• [What the task asks]
In the material below, count the lines with the word "React" and state that number only.

** begin Supplied material **

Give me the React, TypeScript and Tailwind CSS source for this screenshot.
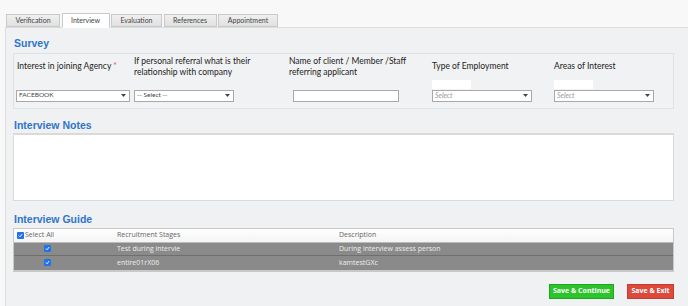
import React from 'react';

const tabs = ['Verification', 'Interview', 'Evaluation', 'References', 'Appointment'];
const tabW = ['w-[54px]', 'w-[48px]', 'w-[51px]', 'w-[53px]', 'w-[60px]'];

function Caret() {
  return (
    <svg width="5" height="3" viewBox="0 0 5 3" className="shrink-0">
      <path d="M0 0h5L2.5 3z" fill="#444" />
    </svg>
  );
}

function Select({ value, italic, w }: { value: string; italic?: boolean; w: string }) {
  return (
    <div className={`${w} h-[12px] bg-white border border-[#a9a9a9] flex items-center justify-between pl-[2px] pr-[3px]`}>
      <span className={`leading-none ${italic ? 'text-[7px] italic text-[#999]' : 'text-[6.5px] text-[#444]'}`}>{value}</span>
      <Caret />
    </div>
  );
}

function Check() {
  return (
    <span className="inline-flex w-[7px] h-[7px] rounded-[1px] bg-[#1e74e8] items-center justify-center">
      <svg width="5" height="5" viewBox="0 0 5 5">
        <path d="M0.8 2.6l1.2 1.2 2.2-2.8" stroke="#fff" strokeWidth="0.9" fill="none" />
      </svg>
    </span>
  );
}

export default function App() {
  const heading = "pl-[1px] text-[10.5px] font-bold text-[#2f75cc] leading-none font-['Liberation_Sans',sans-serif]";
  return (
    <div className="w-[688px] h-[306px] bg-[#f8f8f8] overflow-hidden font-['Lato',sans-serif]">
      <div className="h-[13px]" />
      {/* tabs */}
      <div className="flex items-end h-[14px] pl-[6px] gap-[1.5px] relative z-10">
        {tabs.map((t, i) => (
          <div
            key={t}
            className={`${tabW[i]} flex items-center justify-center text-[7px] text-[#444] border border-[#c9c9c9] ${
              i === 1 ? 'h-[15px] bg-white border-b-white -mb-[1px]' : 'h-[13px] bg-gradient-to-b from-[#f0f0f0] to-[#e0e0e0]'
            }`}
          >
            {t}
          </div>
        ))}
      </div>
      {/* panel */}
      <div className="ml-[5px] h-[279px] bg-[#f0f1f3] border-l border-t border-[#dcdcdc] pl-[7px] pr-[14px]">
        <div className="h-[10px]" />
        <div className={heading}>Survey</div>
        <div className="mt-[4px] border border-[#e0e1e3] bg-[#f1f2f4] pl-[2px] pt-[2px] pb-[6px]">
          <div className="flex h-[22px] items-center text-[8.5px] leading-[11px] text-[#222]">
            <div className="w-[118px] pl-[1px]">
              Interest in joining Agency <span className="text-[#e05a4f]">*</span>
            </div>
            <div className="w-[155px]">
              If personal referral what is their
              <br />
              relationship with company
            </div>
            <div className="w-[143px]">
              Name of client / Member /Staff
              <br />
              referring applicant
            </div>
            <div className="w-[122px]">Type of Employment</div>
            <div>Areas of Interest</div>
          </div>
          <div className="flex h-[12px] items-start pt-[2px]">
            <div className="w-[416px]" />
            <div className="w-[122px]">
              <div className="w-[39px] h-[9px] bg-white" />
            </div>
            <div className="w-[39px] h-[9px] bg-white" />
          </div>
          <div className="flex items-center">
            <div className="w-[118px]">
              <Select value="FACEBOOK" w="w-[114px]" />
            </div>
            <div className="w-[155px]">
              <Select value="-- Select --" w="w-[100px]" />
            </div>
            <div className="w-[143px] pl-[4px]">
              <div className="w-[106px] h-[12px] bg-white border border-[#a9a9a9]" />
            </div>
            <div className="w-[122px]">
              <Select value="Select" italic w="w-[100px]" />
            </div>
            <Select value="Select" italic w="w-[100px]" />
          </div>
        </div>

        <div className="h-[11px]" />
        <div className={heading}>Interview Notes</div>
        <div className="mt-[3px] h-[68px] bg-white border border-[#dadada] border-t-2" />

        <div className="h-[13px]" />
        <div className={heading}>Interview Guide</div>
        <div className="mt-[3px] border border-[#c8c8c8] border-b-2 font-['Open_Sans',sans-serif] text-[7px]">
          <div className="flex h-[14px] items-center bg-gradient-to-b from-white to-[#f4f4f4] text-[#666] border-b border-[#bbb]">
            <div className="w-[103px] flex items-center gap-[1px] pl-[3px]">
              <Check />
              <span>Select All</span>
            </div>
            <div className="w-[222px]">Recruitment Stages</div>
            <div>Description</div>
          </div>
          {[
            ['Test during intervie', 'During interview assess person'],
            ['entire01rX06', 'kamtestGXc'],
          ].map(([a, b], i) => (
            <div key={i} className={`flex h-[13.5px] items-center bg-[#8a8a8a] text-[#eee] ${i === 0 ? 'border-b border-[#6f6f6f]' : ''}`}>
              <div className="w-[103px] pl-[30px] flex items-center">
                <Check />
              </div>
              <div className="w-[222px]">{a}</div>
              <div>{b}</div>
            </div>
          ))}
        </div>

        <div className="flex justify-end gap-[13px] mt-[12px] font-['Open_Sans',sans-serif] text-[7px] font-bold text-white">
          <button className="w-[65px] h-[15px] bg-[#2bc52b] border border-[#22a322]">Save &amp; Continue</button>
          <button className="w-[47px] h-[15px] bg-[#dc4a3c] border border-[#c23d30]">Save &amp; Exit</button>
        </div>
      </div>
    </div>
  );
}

** end Supplied material **

• [Written reply]
2